Information shown ::

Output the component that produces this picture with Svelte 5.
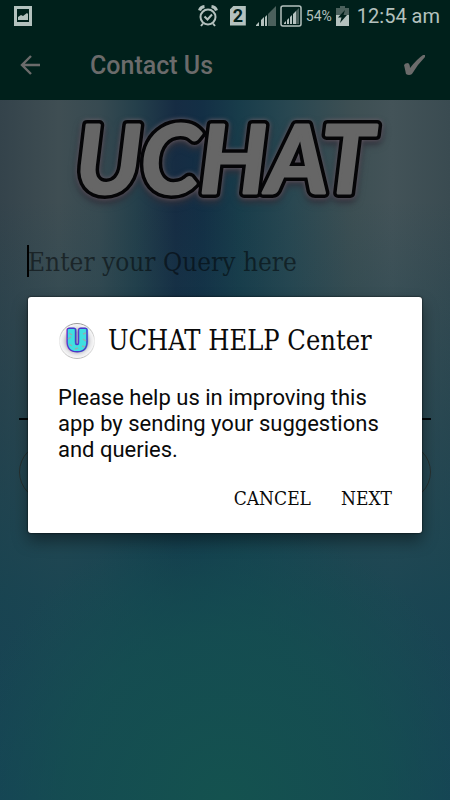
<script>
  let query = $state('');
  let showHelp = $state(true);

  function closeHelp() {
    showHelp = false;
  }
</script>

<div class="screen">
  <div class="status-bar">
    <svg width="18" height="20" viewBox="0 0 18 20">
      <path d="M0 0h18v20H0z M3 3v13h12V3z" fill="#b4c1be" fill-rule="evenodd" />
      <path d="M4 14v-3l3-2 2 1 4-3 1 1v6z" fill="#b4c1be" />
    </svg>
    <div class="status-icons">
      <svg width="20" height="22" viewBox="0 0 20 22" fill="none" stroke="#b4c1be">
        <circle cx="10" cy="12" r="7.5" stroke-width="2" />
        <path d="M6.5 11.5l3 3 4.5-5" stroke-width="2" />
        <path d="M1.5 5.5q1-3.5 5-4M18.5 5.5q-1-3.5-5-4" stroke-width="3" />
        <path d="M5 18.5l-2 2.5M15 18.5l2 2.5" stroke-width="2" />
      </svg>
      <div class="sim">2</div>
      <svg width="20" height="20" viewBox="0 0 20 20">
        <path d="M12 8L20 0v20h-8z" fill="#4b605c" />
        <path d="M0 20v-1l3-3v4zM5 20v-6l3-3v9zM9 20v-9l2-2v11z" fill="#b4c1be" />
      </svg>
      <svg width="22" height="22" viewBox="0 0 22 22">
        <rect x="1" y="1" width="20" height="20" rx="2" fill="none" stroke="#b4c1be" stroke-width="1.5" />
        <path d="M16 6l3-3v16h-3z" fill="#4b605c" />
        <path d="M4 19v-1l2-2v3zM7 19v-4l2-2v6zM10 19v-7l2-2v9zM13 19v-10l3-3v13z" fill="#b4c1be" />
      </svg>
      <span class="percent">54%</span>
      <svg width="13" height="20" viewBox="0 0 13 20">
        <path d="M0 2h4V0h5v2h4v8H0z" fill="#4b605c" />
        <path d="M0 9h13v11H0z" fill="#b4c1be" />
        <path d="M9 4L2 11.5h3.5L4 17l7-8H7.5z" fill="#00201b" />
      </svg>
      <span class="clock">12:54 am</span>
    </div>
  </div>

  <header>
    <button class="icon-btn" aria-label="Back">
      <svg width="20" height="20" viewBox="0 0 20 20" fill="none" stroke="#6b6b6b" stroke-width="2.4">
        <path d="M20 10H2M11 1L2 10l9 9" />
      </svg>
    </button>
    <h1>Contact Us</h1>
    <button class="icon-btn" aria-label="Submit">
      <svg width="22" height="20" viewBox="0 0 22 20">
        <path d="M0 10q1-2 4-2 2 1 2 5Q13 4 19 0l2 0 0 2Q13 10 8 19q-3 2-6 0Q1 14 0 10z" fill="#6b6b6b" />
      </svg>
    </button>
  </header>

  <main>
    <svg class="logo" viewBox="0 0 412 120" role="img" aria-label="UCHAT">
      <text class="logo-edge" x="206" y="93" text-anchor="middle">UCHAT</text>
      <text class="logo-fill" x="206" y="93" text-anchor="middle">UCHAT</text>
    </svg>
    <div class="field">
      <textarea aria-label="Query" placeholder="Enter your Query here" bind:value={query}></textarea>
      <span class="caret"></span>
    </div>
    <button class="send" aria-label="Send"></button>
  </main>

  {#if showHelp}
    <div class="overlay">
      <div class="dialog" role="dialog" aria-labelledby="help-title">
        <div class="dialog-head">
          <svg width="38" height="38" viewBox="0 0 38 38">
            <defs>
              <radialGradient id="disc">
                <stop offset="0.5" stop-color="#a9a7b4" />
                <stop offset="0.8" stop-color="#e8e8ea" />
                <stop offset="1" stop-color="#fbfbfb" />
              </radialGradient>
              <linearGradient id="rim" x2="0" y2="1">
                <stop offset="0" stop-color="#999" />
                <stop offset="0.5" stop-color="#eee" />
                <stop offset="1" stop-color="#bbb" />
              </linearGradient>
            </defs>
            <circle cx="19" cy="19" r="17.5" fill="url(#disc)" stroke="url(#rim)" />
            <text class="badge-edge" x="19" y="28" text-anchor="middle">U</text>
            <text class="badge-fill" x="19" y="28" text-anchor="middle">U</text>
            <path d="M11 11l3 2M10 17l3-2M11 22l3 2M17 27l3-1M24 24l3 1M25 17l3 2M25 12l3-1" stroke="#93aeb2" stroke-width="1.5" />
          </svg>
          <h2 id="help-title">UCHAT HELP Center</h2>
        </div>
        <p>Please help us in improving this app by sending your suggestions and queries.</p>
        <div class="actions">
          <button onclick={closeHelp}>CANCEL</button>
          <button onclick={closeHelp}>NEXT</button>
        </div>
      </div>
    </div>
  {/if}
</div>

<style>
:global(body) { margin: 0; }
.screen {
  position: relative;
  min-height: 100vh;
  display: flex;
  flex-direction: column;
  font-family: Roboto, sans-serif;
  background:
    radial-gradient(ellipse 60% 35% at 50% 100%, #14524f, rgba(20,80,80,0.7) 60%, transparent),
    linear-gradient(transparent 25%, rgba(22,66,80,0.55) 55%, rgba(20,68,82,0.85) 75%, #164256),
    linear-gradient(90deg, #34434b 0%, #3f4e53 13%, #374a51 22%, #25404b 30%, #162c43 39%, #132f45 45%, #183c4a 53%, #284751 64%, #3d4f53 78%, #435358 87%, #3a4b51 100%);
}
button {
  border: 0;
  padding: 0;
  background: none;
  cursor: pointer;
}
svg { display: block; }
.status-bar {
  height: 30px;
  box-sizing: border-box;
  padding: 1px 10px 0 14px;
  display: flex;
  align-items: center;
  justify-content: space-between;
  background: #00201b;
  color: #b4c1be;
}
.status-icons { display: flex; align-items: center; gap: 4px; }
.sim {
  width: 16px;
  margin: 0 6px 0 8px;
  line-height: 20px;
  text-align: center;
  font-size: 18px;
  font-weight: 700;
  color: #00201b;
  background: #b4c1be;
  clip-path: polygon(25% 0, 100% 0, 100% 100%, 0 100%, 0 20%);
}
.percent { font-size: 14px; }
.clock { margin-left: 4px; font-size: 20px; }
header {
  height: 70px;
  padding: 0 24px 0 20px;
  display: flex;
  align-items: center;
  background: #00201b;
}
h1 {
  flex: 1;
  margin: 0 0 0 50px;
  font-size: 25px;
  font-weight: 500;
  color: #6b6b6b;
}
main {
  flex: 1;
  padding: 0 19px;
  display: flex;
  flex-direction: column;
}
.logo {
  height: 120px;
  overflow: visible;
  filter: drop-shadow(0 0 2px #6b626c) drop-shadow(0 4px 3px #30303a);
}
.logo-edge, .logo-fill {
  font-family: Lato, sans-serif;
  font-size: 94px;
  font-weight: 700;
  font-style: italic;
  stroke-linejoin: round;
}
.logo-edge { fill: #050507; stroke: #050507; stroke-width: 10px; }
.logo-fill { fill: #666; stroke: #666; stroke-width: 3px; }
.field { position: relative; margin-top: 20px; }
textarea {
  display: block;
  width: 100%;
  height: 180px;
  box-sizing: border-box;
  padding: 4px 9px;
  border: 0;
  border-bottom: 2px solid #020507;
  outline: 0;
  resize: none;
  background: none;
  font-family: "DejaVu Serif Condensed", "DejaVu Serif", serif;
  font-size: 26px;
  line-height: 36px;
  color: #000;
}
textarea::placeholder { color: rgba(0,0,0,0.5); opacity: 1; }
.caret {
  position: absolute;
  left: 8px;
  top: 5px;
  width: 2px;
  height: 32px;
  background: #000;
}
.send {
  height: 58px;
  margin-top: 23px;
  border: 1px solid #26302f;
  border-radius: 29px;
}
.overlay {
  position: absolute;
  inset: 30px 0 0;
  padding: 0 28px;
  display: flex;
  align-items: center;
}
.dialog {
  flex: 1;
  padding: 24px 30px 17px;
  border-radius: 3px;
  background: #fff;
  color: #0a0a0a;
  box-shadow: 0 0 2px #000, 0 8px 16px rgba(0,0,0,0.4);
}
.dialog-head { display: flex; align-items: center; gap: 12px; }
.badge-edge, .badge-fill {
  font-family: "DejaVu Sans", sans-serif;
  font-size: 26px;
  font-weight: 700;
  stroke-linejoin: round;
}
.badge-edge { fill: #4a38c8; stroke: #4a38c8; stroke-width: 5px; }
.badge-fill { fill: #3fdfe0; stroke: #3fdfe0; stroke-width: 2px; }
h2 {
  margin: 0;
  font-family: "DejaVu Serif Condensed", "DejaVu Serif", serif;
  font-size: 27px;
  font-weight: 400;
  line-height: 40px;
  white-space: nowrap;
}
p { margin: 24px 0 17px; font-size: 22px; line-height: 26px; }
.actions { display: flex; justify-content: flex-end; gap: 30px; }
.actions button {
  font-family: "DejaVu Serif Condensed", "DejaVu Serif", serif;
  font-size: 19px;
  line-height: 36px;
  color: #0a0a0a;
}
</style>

Brief :: Looking back at the lines above, state how many contain the word "this", and supply nothing besides the number.

Task result :: 2